Take It On Faith: St. Athanasius’ Episcopal Church Easter Program, 31 March 1929

by Paul R. Spitzzeri

Today being Easter, it seems like as good a time as any to introduce a new series of posts called “Take It On Faith,” highlighting artifacts from the Homestead’s collection dealing with religion and spiritual matters.

There have been a few posts in the past that have dealt with some of the early California missions, specifically Mission San Gabriel, founded in 1771, and Mission San Juan Capistrano, established five years later.  After the onset of the Spanish era during that time, Roman Catholicism was the region’s religion for over a half-century.
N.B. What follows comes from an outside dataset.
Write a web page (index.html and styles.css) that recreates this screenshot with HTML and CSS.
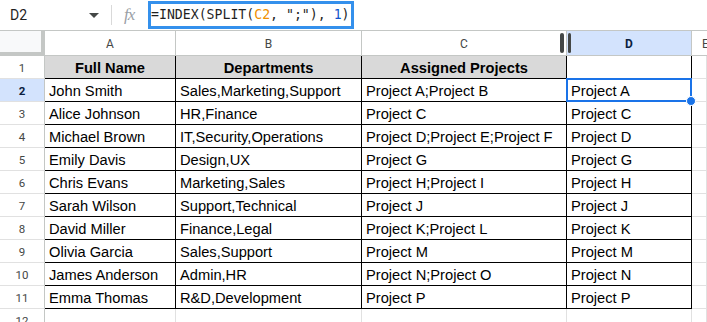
FILE: index.html
```html
<!DOCTYPE html>
<html>
<head>
<meta charset="utf-8">
<link rel="stylesheet" href="styles.css">
</head>
<body>
<div class="topbar">
  <div class="namebox">D2</div>
  <div class="caret"></div>
  <div class="sep"></div>
  <div class="fx">fx</div>
  <div class="formula">=INDEX(SPLIT(<span class="ref">C2</span>, ";"), <span class="num">1</span>)</div>
</div>
<div class="sheet">
  <div class="corner"></div>
  <div class="ch">A</div>
  <div class="ch">B</div>
  <div class="ch handle-host">C<span class="handle"></span></div>
  <div class="ch sel">D</div>
  <div class="ch ch-last">E</div>

  <div class="rh">1</div>
  <div class="c t hd">Full Name</div>
  <div class="c t hd">Departments</div>
  <div class="c t hd">Assigned Projects</div>
  <div class="c t"></div>
  <div class="c"></div>

  <div class="rh rsel">2</div>
  <div class="c t">John Smith</div>
  <div class="c t">Sales,Marketing,Support</div>
  <div class="c t">Project A;Project B</div>
  <div class="c t active">Project A</div>
  <div class="c"></div>

  <div class="rh">3</div>
  <div class="c t">Alice Johnson</div>
  <div class="c t">HR,Finance</div>
  <div class="c t">Project C</div>
  <div class="c t">Project C</div>
  <div class="c"></div>

  <div class="rh">4</div>
  <div class="c t">Michael Brown</div>
  <div class="c t">IT,Security,Operations</div>
  <div class="c t">Project D;Project E;Project F</div>
  <div class="c t">Project D</div>
  <div class="c"></div>

  <div class="rh">5</div>
  <div class="c t">Emily Davis</div>
  <div class="c t">Design,UX</div>
  <div class="c t">Project G</div>
  <div class="c t">Project G</div>
  <div class="c"></div>

  <div class="rh">6</div>
  <div class="c t">Chris Evans</div>
  <div class="c t">Marketing,Sales</div>
  <div class="c t">Project H;Project I</div>
  <div class="c t">Project H</div>
  <div class="c"></div>

  <div class="rh">7</div>
  <div class="c t">Sarah Wilson</div>
  <div class="c t">Support,Technical</div>
  <div class="c t">Project J</div>
  <div class="c t">Project J</div>
  <div class="c"></div>

  <div class="rh">8</div>
  <div class="c t">David Miller</div>
  <div class="c t">Finance,Legal</div>
  <div class="c t">Project K;Project L</div>
  <div class="c t">Project K</div>
  <div class="c"></div>

  <div class="rh">9</div>
  <div class="c t">Olivia Garcia</div>
  <div class="c t">Sales,Support</div>
  <div class="c t">Project M</div>
  <div class="c t">Project M</div>
  <div class="c"></div>

  <div class="rh">10</div>
  <div class="c t">James Anderson</div>
  <div class="c t">Admin,HR</div>
  <div class="c t">Project N;Project O</div>
  <div class="c t">Project N</div>
  <div class="c"></div>

  <div class="rh">11</div>
  <div class="c t">Emma Thomas</div>
  <div class="c t">R&amp;D,Development</div>
  <div class="c t">Project P</div>
  <div class="c t">Project P</div>
  <div class="c"></div>

  <div class="rh">12</div>
  <div class="c"></div>
  <div class="c"></div>
  <div class="c"></div>
  <div class="c"></div>
  <div class="c"></div>
</div>
</body>
</html>
```
FILE: styles.css
```css
* { box-sizing: border-box; }
html, body { margin: 0; padding: 0; background: #fff; overflow: hidden; }
body { width: 707px; height: 322px; font-family: "Liberation Sans", Arial, sans-serif; }

.topbar {
  height: 31px;
  border-bottom: 1px solid #c4c7c5;
  display: flex;
  align-items: center;
}
.namebox {
  width: 86px;
  padding-left: 10px;
  font-size: 14px;
  color: #1f1f1f;
  font-family: Roboto, "Liberation Sans", sans-serif;
}
.caret {
  width: 0; height: 0;
  border-left: 5px solid transparent;
  border-right: 5px solid transparent;
  border-top: 5px solid #444746;
  margin-left: 3px;
}
.sep {
  width: 1px; height: 20px;
  background: #d9d9d9;
  margin-left: 12px;
}
.fx {
  margin-left: 12px;
  width: 24px;
  font-family: "Liberation Serif", serif;
  font-style: italic;
  font-size: 17px;
  color: #9aa0a6;
  letter-spacing: -1px;
}
.formula {
  height: 28px;
  width: 206px;
  border: 3px solid #3490ec;
  font-family: "DejaVu Sans Mono", monospace;
  font-size: 13.2px;
  line-height: 22px;
  color: #1f1f1f;
  padding-left: 0;
  white-space: nowrap;
  overflow: hidden;
}
.formula .ref { color: #f09000; }
.formula .num { color: #1155cc; }

.sheet {
  display: grid;
  grid-template-columns: 45px 131px 186px 205px 125px 15px;
  grid-template-rows: 25px repeat(12, 23px);
}
.corner {
  background: #f8f9fa;
  border-right: 4px solid #c4c7c5;
  border-bottom: 4px solid #c4c7c5;
}
.ch {
  border-right: 1px solid #c4c7c5;
  border-bottom: 1px solid #c4c7c5;
  font-family: Roboto, "Liberation Sans", sans-serif;
  font-size: 12px;
  color: #444746;
  display: flex;
  align-items: center;
  justify-content: center;
  padding-top: 1px;
}
.ch-last { justify-content: flex-start; padding-left: 10px; border-right: none; overflow: hidden; }
.ch.sel { background: #d3e3fd; color: #0b1e3f; font-weight: bold; }
.handle-host { position: relative; }
.handle {
  position: absolute;
  right: 2px; top: 2px;
  width: 4px; height: 20px;
  border-radius: 2px;
  background: #444746;
}
.handle::after {
  content: "";
  position: absolute;
  left: 8px; top: 0;
  width: 3px; height: 20px;
  border-radius: 2px;
  background: #444746;
}

.rh {
  border-right: 1px solid #c4c7c5;
  border-bottom: 1px solid #e1e1e1;
  font-family: Roboto, "Liberation Sans", sans-serif;
  font-size: 11.5px;
  color: #444746;
  display: flex;
  align-items: center;
  justify-content: center;
  padding-top: 1px;
}
.rh.rsel { background: #d3e3fd; color: #0b1e3f; font-weight: bold; }

.c {
  border-right: 1px solid #e1e1e1;
  border-bottom: 1px solid #e1e1e1;
  font-size: 14.67px;
  line-height: 22px;
  padding: 1px 3px 0 4px;
  color: #000;
  white-space: nowrap;
}
.c.t { border-right-color: #000; border-bottom-color: #000; }
.c.hd { background: #d9d9d9; font-weight: bold; text-align: center; padding-left: 3px; }
.active { position: relative; }
.active::before {
  content: "";
  position: absolute;
  top: -1px; left: -1px; right: -1px; bottom: -1px;
  border: 2px solid #1a73e8;
}
.active::after {
  content: "";
  position: absolute;
  right: -5px; bottom: -5px;
  width: 8px; height: 8px;
  border-radius: 50%;
  background: #1a73e8;
  border: 1px solid #fff;
}
```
With the trickling in of the area’s first Americans and Europeans by the late 1820s, when the Mexican period began, many of them converted to Catholicism as part of becoming naturalized Mexican citizens (allowable under an 1828 statute.)  Some local  extranjeros likely remained Protestants of various denominations, but there were no churches for worship until after the Americans invaded and seized Mexican California.

Upper Spring Payne 1870s
The simple and steep two-gabled roof of St. Athanasius’ Church, built in 1864, is behind the lumber yard in the foreground, with Los Angeles High School on the hill at the upper left in this mid-1870s stereoscopic photograph by Henry T. Payne from the Homestead’s collection

Meanwhile, the first Jew to reside in Los Angeles was Jacob Frankfort, a tailor born in what later became Germany, traveled to this region with the Rowland and Workman Expedition of 1841.  Frankfort, who remained in the town for at least seven years, was followed by small numbers of Jewish migrants, most of them from the states that made up Germany when it was unified in 1870.  In 1862, the B’nai B’rith congregation was established in Los Angeles.

Two years later, one of the earliest of the Protestant parishes was established with the construction of St. Athanasius’ Episcopal Church.  The simple wood-framed, steeply gabled church, shown here in an early 1870s stereoscopic photograph, stood at the southwest corner of Temple and New High streets, just west of Spring.

In 1883, as the town’s development moved south and west, the church, renamed St. Paul’s, was moved to the west side of Central Park (now Pershing Square) and occupied that location for forty years, when St. Paul’s Cathedral was built west of downtown (the museum has a photo of the 1923 groundbreaking), opening in 1925.  The older church was razed to make way for the Biltmore Hotel, one of downtown’s notable landmarks.

St. Paul Church ca 1885
Taken from Central Park (renamed Pershing Square in the late 1910s), this cabinet card photo from the museum’s holdings shows St. Paul’s Church, the successor to St. Athanasius’, which reappeared in Echo Park in a new place of worship in 1902.  This church was razed in 1922 to make way for the Biltmore Hotel and replaced with St. Paul’s Cathedral west of downtown.

Meanwhile, the St. Athanasius name was bestowed on a new church off the east side of the reservoir at Echo Park and opened in 1902.  A new complex, consecrated in fall 1994, called the Cathedral Center of St. Paul (the cathedral is now in San Diego) and including the St. Athanasius church is on the site today.

Today’s highlighted artifact is a program for Easter services at St. Athanasius’ Church at its Echo Park location.  The cover has a color image reflecting the announcement of the resurrection of Christ at his tomb, along with the date, the church’s name and location, and the name of rector, the Reverend Franklin L. Gibson.

St. Athanasius Easter program covers 31Mar29

The artifact’s back cover also lists the names of the parish visitor and organist and choirmaster, along with the names of those comprising the vestry, including the senior and junior wardens, secretary and treasurer.  It also noted that Bishop W. Bertrand Stevens would be at the parish on Easter evening to preach and confirm candidates to the church.  Also listed were Easter gifts to the church including candles and linens for the altar and a white stole for the rector made by the women’s guild.

St Athanasius Easter program inside 31Mar29.jpg

On the inside are the musical selections for the services at 7, 9, and 11 a.m.; the program for the evening prayer, confirmation and sermon by the bishop; the Easter prayer; and lists of those who presented Easter flowers.

Today, the Episcopal Diocese of Los Angeles, established in 1895, has just under 60,000 parishioners in 147 congregations in a region comprising the counties of Santa Barbara, Ventura, Los Angeles, Orange, San Bernardino and sections of Riverside.  It is led by former professional football player, Bishop J. Jon Bruno, who generated controversy in recent years over a contentious sale of a church property in Newport Beach.

After parishioners there filed a grievance with the national church hierarchy, it ruled that Bruno overstepped his bounds.  Last August, a panel, determining the bishop acted in a way unbecoming of his duty, stated that he was to be suspended from his position and banned from the ministry for three years.  Bruno retired at the end of December 2017.  Thursday it was announced that the church, St. James the Great, would re-institute services next Sunday and Bruno’s successor John Taylor worked towards reconciliation of the diocese and the Newport Beach congregation.